Previously confidential documents on the fallout from the atrocity also showed SDLP leader John Hume initially believed the IRA could not have carried out the attack. Two days after the incident he told a Department of Foreign Affairs contact that he subsequently changed his mind and that the Provos were to blame “in the knowledge that there would be civilian casualties”.
“If so they had completely misread the Catholic view of Poppy Day,” he said. “Catholics deeply respected the act of remembrance and of course nearly every household in Ireland had a relative in one or both of the World Wars.”
The files also show several people wrote to then taoiseach, Charles Haughey, recommending various responses to the atrocity.

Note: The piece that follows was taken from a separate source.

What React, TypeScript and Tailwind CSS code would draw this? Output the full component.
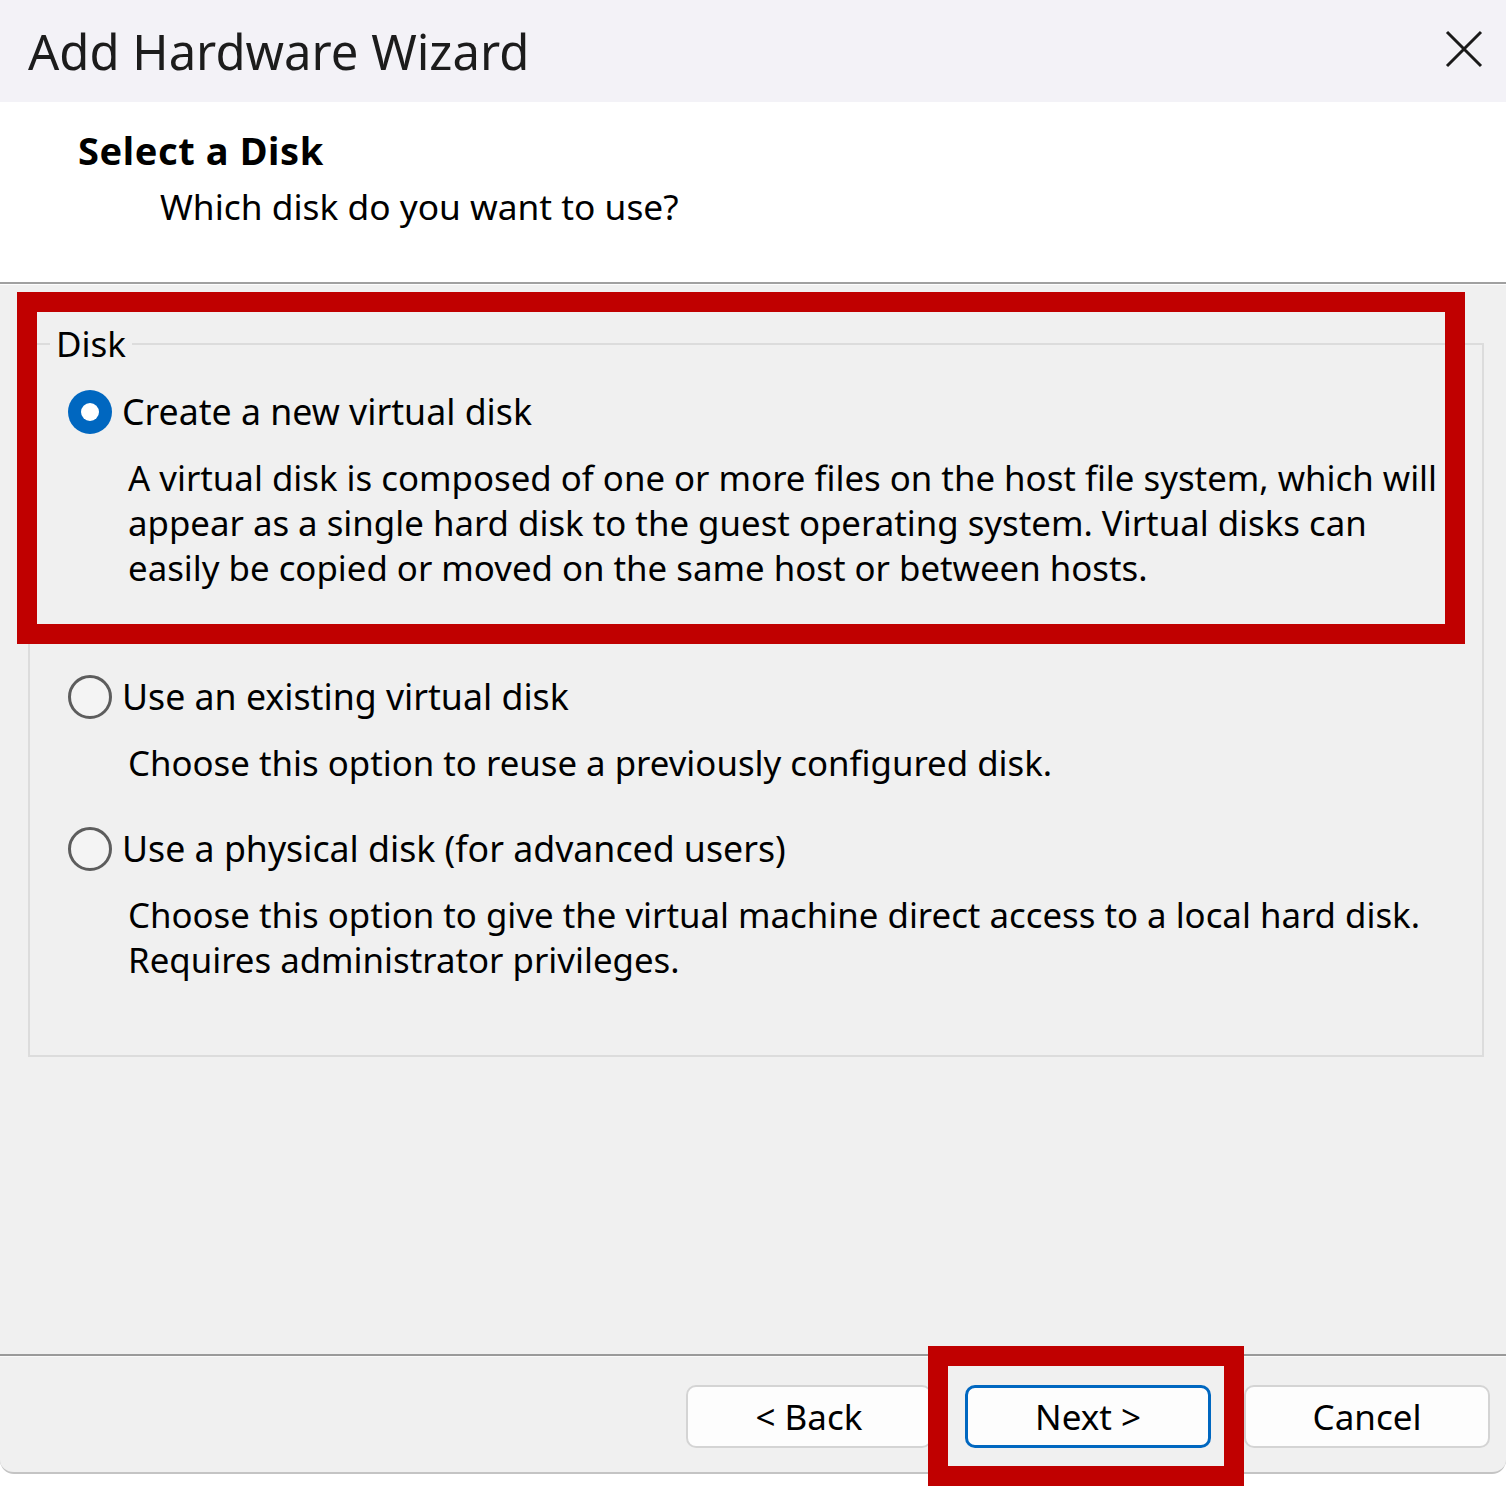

John Berridge from Cardiff, but whose family came originally from Ireland, told the taoiseach that the IRA were secular Marxists using the situation in Northern Ireland to mask their true intention, which was "the overthrow of the Irish Republic".
The pity of it all, he wrote, was that the people of the North were the original Irish, coming from the Celts who lived around the Bay of Biscay.
“Ironical, isn’t it?” he wrote.
Mr Haughey's private secretary thanked him for his letter.
Aideen Madden from Banagher in Offaly lamented that no representative of the government had been at the Remembrance ceremony.
“I hold no brief for the British Army as I was raised a Republican,” she wrote, “but I think that it is time for us to make some real gestures towards peace in this country. Sadly, an opportunity was missed.”
Eileen O'Brien, an English pensioner with Irish cousins, copied to Haughey a letter she sent to Bill Newton Dunn, a British Conservative MEP for Lincolnshire. It her letter O'Brien said she was "in deep sympathy with the people of Northern Ireland who suffered on Remembrance Day".
She said that Northern Ireland should be granted self-government and the entire island “should be a ward of the European Parliament and the UN Security Council”.
“I would suggest that those people who do not wish to remain with whatever government is negotiated should be helped to move to another part of Britain or, if accepted under immigration laws, elsewhere. The people wishing to move would be making a sacrifice in the interests of peace and, therefore, should receive a special award” from either the European Parliament, or the UN, “the special award being instituted for people wishing to relocate for political reasons. . .
“PS,” she concluded, “would it be possible to negotiate a new country called All Ireland or Ireland Inc?”
Haughey’s private secretary sent an acknowledgement to the correspondent, copying it to a colleague, B McCarthy, “for attention & appropriate action” which was not specified.
A Capt SP Julian from Ormesson-sur-Marne near Paris urged the taoiseach to “dissolve or outlaw Sinn Féin, please, and retain your self-respect. Words do not suffice”.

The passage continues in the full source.